The moving around of administrative higher-ups in architecture schools is not a subject covered widely in this magazine, but the announcement of Brett Steele stepping down as director of the AA in late 2016, after eleven years in that position, was significant enough for us to write a short headline. His move then was 5,400 miles to UCLA, the University of California, Los Angeles, which was something of a return for him, given that he grew up on the American West, in Oregon and Idaho, and attended art and architecture schools on the West Coast before moving to the UK and becoming a British citizen. Steele had started at the AA in 1997, leading the AA Design Research Lab before becoming the school's director in 2005.

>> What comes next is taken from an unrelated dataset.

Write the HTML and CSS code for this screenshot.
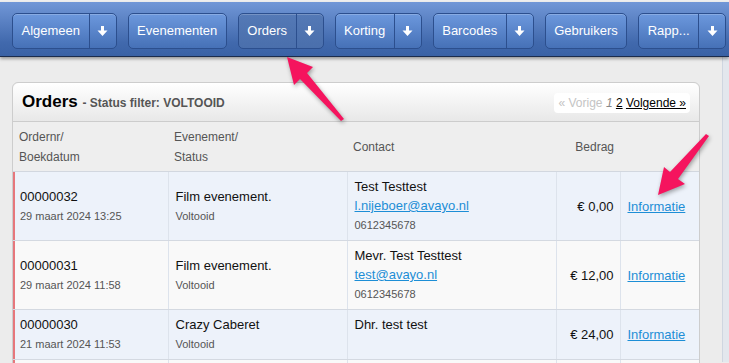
FILE: index.html
```html
<!DOCTYPE html>
<html lang="nl">
<head>
    <meta charset="UTF-8">
    <title>Orders</title>
    <link rel="stylesheet" href="styles.css">
</head>
<body>
    <div class="topbar">
        <nav class="menu">
            <div class="btn"><span class="label">Algemeen</span><span class="drop"><svg width="11" height="10" viewBox="0 0 11 10"><path d="M4 0h3v4.5h3.5L5.5 10 0.5 4.5H4z" fill="#fff"/></svg></span></div>
            <div class="btn"><span class="label">Evenementen</span></div>
            <div class="btn active"><span class="label">Orders</span><span class="drop"><svg width="11" height="10" viewBox="0 0 11 10"><path d="M4 0h3v4.5h3.5L5.5 10 0.5 4.5H4z" fill="#fff"/></svg></span></div>
            <div class="btn"><span class="label">Korting</span><span class="drop"><svg width="11" height="10" viewBox="0 0 11 10"><path d="M4 0h3v4.5h3.5L5.5 10 0.5 4.5H4z" fill="#fff"/></svg></span></div>
            <div class="btn"><span class="label">Barcodes</span><span class="drop"><svg width="11" height="10" viewBox="0 0 11 10"><path d="M4 0h3v4.5h3.5L5.5 10 0.5 4.5H4z" fill="#fff"/></svg></span></div>
            <div class="btn"><span class="label">Gebruikers</span></div>
            <div class="btn"><span class="label">Rapp...</span><span class="drop"><svg width="11" height="10" viewBox="0 0 11 10"><path d="M4 0h3v4.5h3.5L5.5 10 0.5 4.5H4z" fill="#fff"/></svg></span></div>
        </nav>
    </div>
    <div class="page">
        <main class="content">
            <section class="panel">
                <div class="panel-head">
                    <h2>Orders <small>- Status filter: VOLTOOID</small></h2>
                    <div class="pager">
                        <span class="off">&laquo; Vorige</span>
                        <em>1</em>
                        <a href="#">2</a>
                        <a href="#">Volgende &raquo;</a>
                    </div>
                </div>
                <table class="orders">
                    <colgroup>
                        <col style="width:155px">
                        <col style="width:179px">
                        <col style="width:209px">
                        <col style="width:64px">
                        <col style="width:79px">
                    </colgroup>
                    <thead>
                        <tr>
                            <th>Ordernr/<br>Boekdatum</th>
                            <th>Evenement/<br>Status</th>
                            <th>Contact</th>
                            <th class="amount">Bedrag</th>
                            <th></th>
                        </tr>
                    </thead>
                    <tbody>
                        <tr>
                            <td class="nr">00000032<br><span class="sub">29 maart 2024 13:25</span></td>
                            <td>Film evenement.<br><span class="sub">Voltooid</span></td>
                            <td class="contact">Test Testtest<br><a href="#">l.nijeboer@avayo.nl</a><br><span class="sub">0612345678</span></td>
                            <td class="amount">&euro; 0,00</td>
                            <td><a href="#">Informatie</a></td>
                        </tr>
                        <tr>
                            <td class="nr">00000031<br><span class="sub">29 maart 2024 11:58</span></td>
                            <td>Film evenement.<br><span class="sub">Voltooid</span></td>
                            <td class="contact">Mevr. Test Testtest<br><a href="#">test@avayo.nl</a><br><span class="sub">0612345678</span></td>
                            <td class="amount">&euro; 12,00</td>
                            <td><a href="#">Informatie</a></td>
                        </tr>
                        <tr>
                            <td class="nr">00000030<br><span class="sub">21 maart 2024 11:53</span></td>
                            <td>Crazy Caberet<br><span class="sub">Voltooid</span></td>
                            <td class="contact">Dhr. test test</td>
                            <td class="amount">&euro; 24,00</td>
                            <td><a href="#">Informatie</a></td>
                        </tr>
                        <tr class="more">
                            <td class="nr"></td>
                            <td></td>
                            <td></td>
                            <td></td>
                            <td></td>
                        </tr>
                    </tbody>
                </table>
            </section>
        </main>
        <div class="strip"></div>
    </div>
    <svg class="marks" width="729" height="363" viewBox="0 0 729 363">
        <polygon points="287,57 313,67 307,73 344,119 341,121 300,79 294,85" />
        <polygon points="658,195 664,167 670,172 706,134 709,136 678,179 685,184" />
    </svg>
</body>
</html>
```

FILE: styles.css
```css
html, body
{
    margin: 0;
    padding: 0;
}
body
{
    background: #ececec;
    font-family: 'Liberation Sans', Arial, sans-serif;
    font-size: 13px;
    color: #111;
    height: 363px;
    overflow: hidden;
    position: relative;
}
.topbar
{
    padding-top: 2px;
    background: #efefef;
    position: relative;
    z-index: 1;
}
.menu
{
    height: 55px;
    box-sizing: border-box;
    padding: 11px 0 0 12px;
    display: flex;
    gap: 11px;
    align-items: flex-start;
    background: linear-gradient(#7197d7, #4169ad 75%, #3a62a5);
    border-bottom: 1px solid #1b2c4c;
    box-shadow: 0 2px 3px rgba(0, 0, 0, 0.35);
}
.btn
{
    display: flex;
    height: 36px;
    box-sizing: border-box;
    border: 1px solid #2c4f8e;
    border-radius: 5px;
    background: linear-gradient(#6c98dd, #4671b7);
    box-shadow: inset 0 1px 0 rgba(255, 255, 255, 0.2);
}
.btn.active
{
    background: linear-gradient(#5479b6, #4a6fac);
}
.btn .label
{
    padding: 0 8.5px;
    line-height: 34px;
    color: #fff;
    font-size: 13px;
}
.btn .drop
{
    width: 26px;
    display: flex;
    align-items: center;
    justify-content: center;
    border-left: 1px solid #2c4f8e;
}
.page
{
    display: flex;
}
.content
{
    flex: 1;
    padding: 25px 22px 0 12px;
}
.strip
{
    width: 6px;
    height: 305px;
    background: #e3e7ed;
    border-left: 1px solid #cfd6e0;
}
.panel
{
    border: 1px solid #cdcdcd;
    border-radius: 6px 6px 0 0;
    background: #eeeeee;
}
.panel-head
{
    height: 38px;
    display: flex;
    align-items: center;
    justify-content: space-between;
    padding: 0 9px 0 9px;
    border-bottom: 1px solid #cccccc;
    border-radius: 6px 6px 0 0;
    background: linear-gradient(#ffffff, #e8e8e8);
}
.panel-head h2
{
    margin: 0;
    font-size: 17px;
    color: #000;
}
.panel-head small
{
    font-size: 12px;
    color: #555;
}
.pager
{
    background: #fff;
    border-radius: 4px;
    padding: 2px 4px;
    font-size: 12px;
    line-height: 16px;
    margin-top: 2px;
}
.pager .off
{
    color: #c4c4c4;
}
.pager em
{
    color: #888;
}
.pager a
{
    color: #000;
}
.orders
{
    width: 686px;
    border-collapse: collapse;
    table-layout: fixed;
}
.orders th
{
    text-align: left;
    font-weight: normal;
    font-size: 12px;
    color: #555;
    line-height: 20px;
    padding: 5px 6px 4px 6px;
    border-bottom: 1px solid #d2d7df;
}
.orders td
{
    padding: 5px 6px 5px 7px;
    line-height: 19px;
    vertical-align: middle;
    border-right: 1px solid #dde3ec;
    border-bottom: 1px solid #d4d9e1;
    background: #edf2fa;
}
.orders td:last-child
{
    border-right: none;
}
.orders tbody tr:nth-child(even) td
{
    background: #f9f9f9;
}
.orders tr.more td
{
    height: 30px;
}
.orders td.nr
{
    box-shadow: inset 2px 0 #e6777c;
}
.orders td.contact
{
    vertical-align: top;
}
.orders .amount
{
    text-align: right;
}
.orders .sub
{
    font-size: 11px;
    color: #555;
}
.orders a
{
    color: #1d8ed6;
}
.marks
{
    position: absolute;
    left: 0;
    top: 0;
    pointer-events: none;
    z-index: 2;
    filter: drop-shadow(1px 2px 2px rgba(0, 0, 0, 0.35));
}
.marks polygon
{
    fill: #f5145e;
}
```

Steele will make his geographically smaller move, from UCLA to USC, also located in Los Angeles, on February 1, taking over from interim dean Willow Bay, who has served in that role since Milton Curry left in 2022. In addition to his dean title, Steele will be the Della & Harry MacDonald Dean’s Chair in Architecture, per a press release from USC.
In his six years at UCLA, Steele oversaw fourteen degree-granting programs in four academic departments spread across the fields of art and architecture, as well as two museums (one of them is the recently transformed Hammer Museum in Downtown LA) and a performing arts center. Although the school at USC is focused squarely on architecture, the press release mentions that Steele will “bring that interdisciplinary approach to USC's School of Architecture as its newest dean.”

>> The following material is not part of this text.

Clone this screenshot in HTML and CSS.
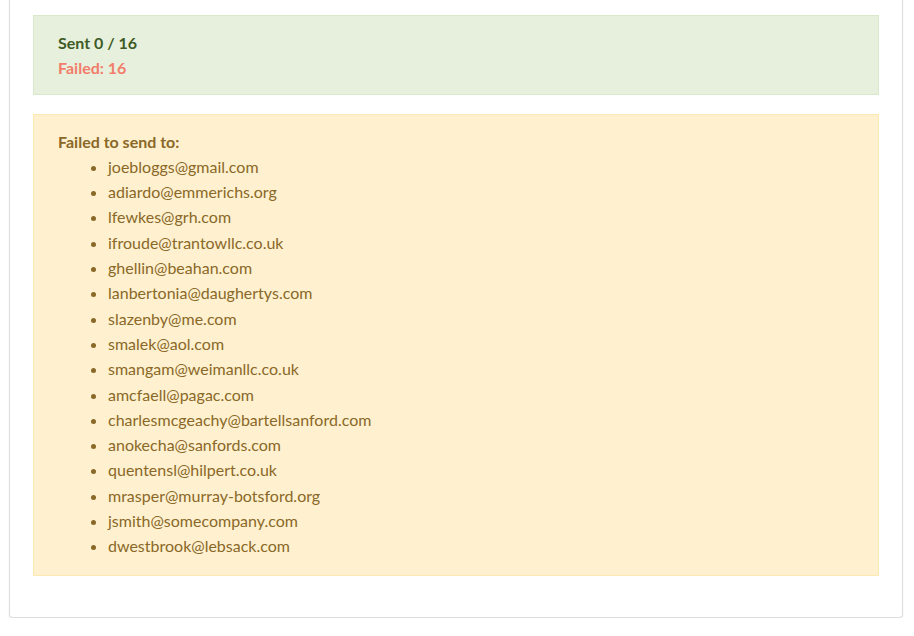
FILE: index.html
```html
<!DOCTYPE html>
<html>
<head>
<meta charset="utf-8">
<link rel="stylesheet" href="styles.css">
</head>
<body>
<div class="card">
  <div class="alert alert-success">
    <div class="sent">Sent 0 / 16</div>
    <div class="failed">Failed: 16</div>
  </div>
  <div class="alert alert-warning">
    <div class="title">Failed to send to:</div>
    <ul class="list">
      <li>joebloggs@gmail.com</li>
      <li>adiardo@emmerichs.org</li>
      <li>lfewkes@grh.com</li>
      <li>ifroude@trantowllc.co.uk</li>
      <li>ghellin@beahan.com</li>
      <li>lanbertonia@daughertys.com</li>
      <li>slazenby@me.com</li>
      <li>smalek@aol.com</li>
      <li>smangam@weimanllc.co.uk</li>
      <li>amcfaell@pagac.com</li>
      <li>charlesmcgeachy@bartellsanford.com</li>
      <li>anokecha@sanfords.com</li>
      <li>quentensl@hilpert.co.uk</li>
      <li>mrasper@murray-botsford.org</li>
      <li>jsmith@somecompany.com</li>
      <li>dwestbrook@lebsack.com</li>
    </ul>
  </div>
</div>
</body>
</html>
```
FILE: styles.css
```css
html, body {
  margin: 0;
  padding: 0;
  background: #ffffff;
}
body {
  font-family: Lato, "Open Sans", sans-serif;
  font-size: 16px;
  line-height: 25.3px;
}
.card {
  margin: 0 11px 0 9px;
  border: 1px solid #dedede;
  border-top: none;
  border-radius: 0 0 4px 4px;
  box-shadow: 0 1px 2px rgba(0,0,0,0.08);
  padding: 15px 23px 41px 23px;
}
.alert {
  border: 1px solid;
  padding-left: 24px;
  padding-right: 24px;
}
.alert-success {
  background: #e7f0dd;
  border-color: #d8e8cb;
  padding-top: 14px;
  padding-bottom: 13px;
  margin-bottom: 19px;
}
.sent {
  font-weight: 700;
  color: #3e5b26;
}
.failed {
  font-weight: 700;
  color: #f27d6b;
}
.alert-warning {
  background: #fff1cf;
  border-color: #fde9b2;
  color: #8a6828;
  padding-top: 14px;
  padding-bottom: 16px;
}
.title {
  font-weight: 700;
}
.list {
  margin: 0;
  padding-left: 50px;
}
```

Of interest to USC President Carol Folt is Steele's “creative and inclusive ways of thinking that bring architects closer to their communities.” The statement from USC also singles out how Steele “led several initiatives that resulted in the school’s highest enrollment of students from diverse backgrounds, the revision of curricula to be more inclusive, and increased civic engagement, especially with communities often underrepresented in higher education.”
“I feel incredibly blessed and lucky to have spent my adult life in New York, London and Los Angeles, cities full of amazing artists and designers and architects, but also full of amazing audiences for that work. One of my great hopes at USC is for us to build upon this amazing legacy of architecture that’s identified with this great school, but also continue to find ways in which USC plays a vital role in the building of those audiences surrounding architecture and landscape and conservation, and the making of the kind of cities which are genuinely possible here in ways in which it just isn’t in so many different schools and cities around the world.”